What is wanted is an exact restatement of the lines from the one with "Convert this screenshot" through the one with "const [selected, setSelected]", both included, and of no other lines.

---------- The data ----------

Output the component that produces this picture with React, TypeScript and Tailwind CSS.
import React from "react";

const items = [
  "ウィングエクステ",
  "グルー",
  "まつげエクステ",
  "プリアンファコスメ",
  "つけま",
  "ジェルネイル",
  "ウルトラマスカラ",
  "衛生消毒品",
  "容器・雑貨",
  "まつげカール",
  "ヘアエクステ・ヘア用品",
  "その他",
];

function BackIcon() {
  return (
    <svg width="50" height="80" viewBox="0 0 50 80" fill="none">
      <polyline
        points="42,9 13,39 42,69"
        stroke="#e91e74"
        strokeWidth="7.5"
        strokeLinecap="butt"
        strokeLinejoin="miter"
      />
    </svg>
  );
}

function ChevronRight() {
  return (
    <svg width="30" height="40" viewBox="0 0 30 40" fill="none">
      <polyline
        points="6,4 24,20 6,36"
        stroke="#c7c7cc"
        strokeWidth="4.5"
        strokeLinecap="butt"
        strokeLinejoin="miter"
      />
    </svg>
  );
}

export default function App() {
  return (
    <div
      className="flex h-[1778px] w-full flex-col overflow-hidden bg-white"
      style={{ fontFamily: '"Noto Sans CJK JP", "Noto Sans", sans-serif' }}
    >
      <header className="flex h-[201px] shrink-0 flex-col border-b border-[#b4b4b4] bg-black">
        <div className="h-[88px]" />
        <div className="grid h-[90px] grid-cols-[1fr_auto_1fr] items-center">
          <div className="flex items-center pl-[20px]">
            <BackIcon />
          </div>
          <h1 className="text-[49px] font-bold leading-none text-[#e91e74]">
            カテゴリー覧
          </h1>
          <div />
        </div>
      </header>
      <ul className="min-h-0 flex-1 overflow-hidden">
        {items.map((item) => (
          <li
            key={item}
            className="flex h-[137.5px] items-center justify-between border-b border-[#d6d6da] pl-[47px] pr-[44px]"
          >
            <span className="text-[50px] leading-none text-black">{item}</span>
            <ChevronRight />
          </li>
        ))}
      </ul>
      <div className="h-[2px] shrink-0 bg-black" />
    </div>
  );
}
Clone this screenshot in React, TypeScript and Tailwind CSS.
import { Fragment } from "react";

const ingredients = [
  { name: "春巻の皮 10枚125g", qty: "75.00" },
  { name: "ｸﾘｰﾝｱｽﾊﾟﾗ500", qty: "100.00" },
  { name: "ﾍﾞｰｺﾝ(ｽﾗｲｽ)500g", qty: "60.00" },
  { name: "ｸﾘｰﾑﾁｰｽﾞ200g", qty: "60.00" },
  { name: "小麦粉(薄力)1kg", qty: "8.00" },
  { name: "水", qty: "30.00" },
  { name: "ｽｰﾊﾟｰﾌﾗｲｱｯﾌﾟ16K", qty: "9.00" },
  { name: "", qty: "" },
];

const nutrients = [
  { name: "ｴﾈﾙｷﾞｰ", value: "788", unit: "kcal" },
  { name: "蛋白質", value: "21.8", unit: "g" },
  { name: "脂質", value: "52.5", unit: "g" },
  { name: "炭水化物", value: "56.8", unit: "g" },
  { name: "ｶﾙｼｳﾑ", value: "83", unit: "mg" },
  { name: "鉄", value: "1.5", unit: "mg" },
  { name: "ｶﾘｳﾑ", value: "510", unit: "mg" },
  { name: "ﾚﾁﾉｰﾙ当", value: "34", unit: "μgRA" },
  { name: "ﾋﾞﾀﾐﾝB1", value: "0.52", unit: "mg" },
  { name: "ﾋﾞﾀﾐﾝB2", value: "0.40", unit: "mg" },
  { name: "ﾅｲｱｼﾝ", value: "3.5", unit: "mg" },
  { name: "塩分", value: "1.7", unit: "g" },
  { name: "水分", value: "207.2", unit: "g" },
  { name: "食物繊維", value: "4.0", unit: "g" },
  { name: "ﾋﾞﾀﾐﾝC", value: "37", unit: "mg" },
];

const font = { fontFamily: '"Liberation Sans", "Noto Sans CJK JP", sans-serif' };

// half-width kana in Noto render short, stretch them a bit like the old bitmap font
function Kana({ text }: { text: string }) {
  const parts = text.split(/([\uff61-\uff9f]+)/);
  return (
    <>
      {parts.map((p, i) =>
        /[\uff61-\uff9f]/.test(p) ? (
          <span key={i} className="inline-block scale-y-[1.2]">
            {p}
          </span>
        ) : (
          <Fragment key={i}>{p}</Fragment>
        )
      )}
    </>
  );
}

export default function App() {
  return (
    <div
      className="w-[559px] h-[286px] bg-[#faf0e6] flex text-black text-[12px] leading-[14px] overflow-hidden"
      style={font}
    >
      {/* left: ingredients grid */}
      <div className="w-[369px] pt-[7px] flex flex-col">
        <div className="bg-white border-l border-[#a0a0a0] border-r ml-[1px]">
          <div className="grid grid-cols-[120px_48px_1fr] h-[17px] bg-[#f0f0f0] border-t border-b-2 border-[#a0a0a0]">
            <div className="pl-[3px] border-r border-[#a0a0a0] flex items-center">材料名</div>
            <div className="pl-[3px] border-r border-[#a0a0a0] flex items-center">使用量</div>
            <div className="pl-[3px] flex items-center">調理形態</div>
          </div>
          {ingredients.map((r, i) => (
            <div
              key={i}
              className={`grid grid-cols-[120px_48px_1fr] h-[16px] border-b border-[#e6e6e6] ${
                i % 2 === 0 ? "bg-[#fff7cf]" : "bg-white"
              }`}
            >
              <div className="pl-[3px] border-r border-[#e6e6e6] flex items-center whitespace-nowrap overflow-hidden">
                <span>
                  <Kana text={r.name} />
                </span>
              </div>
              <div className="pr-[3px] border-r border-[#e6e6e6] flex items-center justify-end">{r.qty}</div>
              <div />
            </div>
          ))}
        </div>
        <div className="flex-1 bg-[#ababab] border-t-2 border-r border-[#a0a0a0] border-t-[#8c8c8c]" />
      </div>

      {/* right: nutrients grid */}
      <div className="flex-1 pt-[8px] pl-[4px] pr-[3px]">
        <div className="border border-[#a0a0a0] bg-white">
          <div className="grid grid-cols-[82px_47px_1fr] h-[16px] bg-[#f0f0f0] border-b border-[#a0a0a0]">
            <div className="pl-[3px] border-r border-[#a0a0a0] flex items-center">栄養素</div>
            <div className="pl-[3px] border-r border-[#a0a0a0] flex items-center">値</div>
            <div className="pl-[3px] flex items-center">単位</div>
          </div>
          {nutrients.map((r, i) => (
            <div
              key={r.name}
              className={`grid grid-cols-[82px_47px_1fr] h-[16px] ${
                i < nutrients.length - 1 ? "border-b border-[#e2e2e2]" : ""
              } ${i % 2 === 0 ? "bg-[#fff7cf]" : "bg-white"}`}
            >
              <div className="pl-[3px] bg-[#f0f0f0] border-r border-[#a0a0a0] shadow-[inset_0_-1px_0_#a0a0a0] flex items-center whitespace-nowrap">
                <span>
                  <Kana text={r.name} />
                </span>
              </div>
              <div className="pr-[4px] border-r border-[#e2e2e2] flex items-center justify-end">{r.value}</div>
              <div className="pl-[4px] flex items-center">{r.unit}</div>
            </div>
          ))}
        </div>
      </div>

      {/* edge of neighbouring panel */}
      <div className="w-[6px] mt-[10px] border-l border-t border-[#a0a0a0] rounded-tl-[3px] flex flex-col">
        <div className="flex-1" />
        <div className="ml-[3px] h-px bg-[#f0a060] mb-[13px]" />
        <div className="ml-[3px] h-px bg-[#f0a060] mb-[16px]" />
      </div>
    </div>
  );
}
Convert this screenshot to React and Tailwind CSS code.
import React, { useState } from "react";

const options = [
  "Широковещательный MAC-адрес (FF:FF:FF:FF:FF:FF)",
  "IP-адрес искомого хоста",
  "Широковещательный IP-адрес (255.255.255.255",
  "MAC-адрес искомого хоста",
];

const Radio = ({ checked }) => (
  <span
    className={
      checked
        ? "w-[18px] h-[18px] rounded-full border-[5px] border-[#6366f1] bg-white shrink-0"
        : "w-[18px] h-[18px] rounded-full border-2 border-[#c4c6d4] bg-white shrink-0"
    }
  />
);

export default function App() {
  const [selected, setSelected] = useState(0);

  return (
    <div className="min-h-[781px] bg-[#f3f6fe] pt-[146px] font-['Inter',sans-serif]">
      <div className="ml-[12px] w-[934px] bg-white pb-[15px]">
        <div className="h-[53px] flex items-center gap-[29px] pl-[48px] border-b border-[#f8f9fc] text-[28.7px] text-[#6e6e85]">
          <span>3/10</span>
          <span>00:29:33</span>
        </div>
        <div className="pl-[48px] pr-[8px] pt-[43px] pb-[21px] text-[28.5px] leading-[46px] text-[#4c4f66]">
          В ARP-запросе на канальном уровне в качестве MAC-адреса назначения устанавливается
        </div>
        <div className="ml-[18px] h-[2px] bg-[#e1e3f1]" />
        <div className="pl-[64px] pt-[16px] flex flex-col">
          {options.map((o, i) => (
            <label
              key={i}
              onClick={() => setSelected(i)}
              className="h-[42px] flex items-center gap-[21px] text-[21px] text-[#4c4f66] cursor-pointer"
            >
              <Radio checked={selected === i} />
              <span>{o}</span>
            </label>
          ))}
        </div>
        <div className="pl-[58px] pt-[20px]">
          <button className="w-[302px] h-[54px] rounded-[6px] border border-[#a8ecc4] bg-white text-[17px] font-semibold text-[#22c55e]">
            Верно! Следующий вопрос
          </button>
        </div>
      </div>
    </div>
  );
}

----------

* [Correct output]
Convert this screenshot to React and Tailwind CSS code.
import React, { useState } from "react";

const options = [
  "Широковещательный MAC-адрес (FF:FF:FF:FF:FF:FF)",
  "IP-адрес искомого хоста",
  "Широковещательный IP-адрес (255.255.255.255",
  "MAC-адрес искомого хоста",
];

const Radio = ({ checked }) => (
  <span
    className={
      checked
        ? "w-[18px] h-[18px] rounded-full border-[5px] border-[#6366f1] bg-white shrink-0"
        : "w-[18px] h-[18px] rounded-full border-2 border-[#c4c6d4] bg-white shrink-0"
    }
  />
);

export default function App() {
  const [selected, setSelected] = useState(0);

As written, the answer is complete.